Liz in Changchun, Jilin
Banana bread
(originally from Lola Schappel, former teacher in Guangdong Province)
1 1/4 cup flour
1 cup sugar
1/2 tsp. salt
1 tsp. soda
1/2 cup shortening (oil)
1 cup mashed bananas
2 beaten eggs
nuts, raisins and/or cinnamon (optional)
Mix all dry ingredients into bowl. Mix in oil, eggs, and bananas. Mix only until dry ingredients are moistened. Bake at 180 deg C for about 1 hour or until it tests done by sticking in a knife or toothpick and it comes out clean
Blond brownies
For those living in 'big cities' with access to things.
1/2 cup butter
2 cups brown sugar (light works best, if you can find it!)
2 eggs
1 1/2 cups sifted flour
2 tsp. baking powder
1 tsp. salt
1 tsp. vanilla flavoring
1 cup walnuts or pecans, chopped (optional)
powdered sugar - also called icing sugar or confectioner's sugar
Melt butter over low heat. Stir in brown sugar and mix well. Remove from heat and stir eggs, stir in flour, baking powder, and salt. Stir in vanilla and nuts. Spread into well greased pan (8x10).
Bake at 180 deg C for 25-30 minutes. Sprinkle with powdered sugar while warm. Cut into squares after cooling for a few minutes. Enjoy!!
Chocolate cake
(originally from Claudia Johnson, former teacher in Jinzhou, Liaoning and Cangzhou, Shangdong)8 x 8 inch pan, or pie pan or whatever you can creatively substitute.
T = tablespoon
t = teaspoon
1 1/2 cup flour
1 cup white sugar
1 t baking soda
1/2 t salt
1/4 cup cocoa
generous 1/4 cup oil (about 2 T extra)
1 t vanilla
1 T white vinegar
1 cup water
Sift dry ingredients into ungreased pan. Add oil, vinegar, vanilla. Pour water over all and stir with a fork until smooth. Bake at 180 deg C for about 35-40 minutes. Insert a toothpick and when it comes out clean the cake is done. Let it cool in the pan for 10 minutes. You can take it out of the pan at this point, if you like.
Icing can be put on top when the cake is completely cool.
Cream puffs
This is easy to make and will really impress your friends! It is however, sensitive to whether conditions. It might not work in the humid summer of the south, but then who wants to cook in the summer in the south of China anyway...sigh...
1 cup water
1/2 cup butter (not margerine)
1 cup flour
4 eggs
Heat oven to 200 deg C. Heat water and butter to a rolling boil in saucepan. Stir in flour. Stir vigorously over low heat until mixture forms a ball (about 1 min). Remove from heat. Beat in eggs thoroughly, 1 at a time. Beat until smooth.
Drop from spoon onto ungreased baking sheet into 8 large mounds or maybe 16 smaller mounds about 3" apart -- or in a small Chinese over, whatever you can get away with.

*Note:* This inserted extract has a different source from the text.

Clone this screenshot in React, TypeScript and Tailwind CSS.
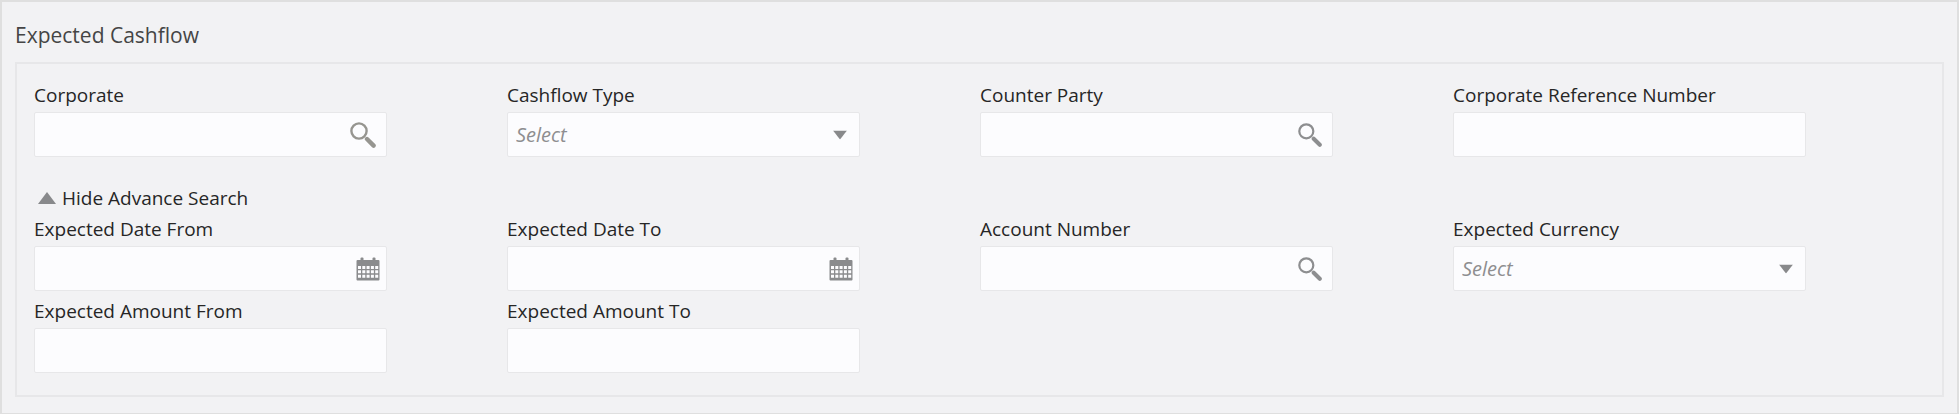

Bake 45-50 minutes, less for smaller mounds, or until puffed, golden brown and dry. Allow to cool slowly. Cut off tops with sharp knife. Scoop out soft dough. Fill with something, like ice cream or fresh fruit salad and top with sweetened condensed milk, or anything else that suits your imaginagion. Can also be filled with savory things, like tuna or chicken salad.
Makes 8 large puffs or a lot more smaller ones.
Muskegon salad
(original from Denise Schott in Muskegon, Michigan, USA, former adventurer in South Africa)
I've made this a number of times here in China and there are never any leftovers. I have made in a my wok as I don't have a large bowl.
Blend and chill well:
3/4 cup sugar
1/2 cup white vinegar
1 cup oil
2 tablespoons soy sauce (Kikkoman is the best if you can find any)
1 teaspoon salt
dash black pepper
Then:
Melt 1/2 stick (2 ounces) butter
[yes I know the butter, when you can find it doesn't come in sticks so I just
guess]
Add:
2 packages instant noodles, crushed (discard flavor packets)
3 1/2 ounces slivered almonds, I chop my own
1 tablespoon white sesame seeds
and sauté until golden brown
(cool and store in an air tight container)
Combine and set aside:
large head of Chinese cabbage or celery, slice or chop thin*
2 bunches green onions, sliced
*In China what I use is called 'bai cai,' which in the USA is called Chinese cabbage.
When ready to serve, combine cabbage and onions with noodle mixture and pour on dressing. NOTE: Only mix together what you need. Leftovers are just okay, as the crunchy bits get soggy.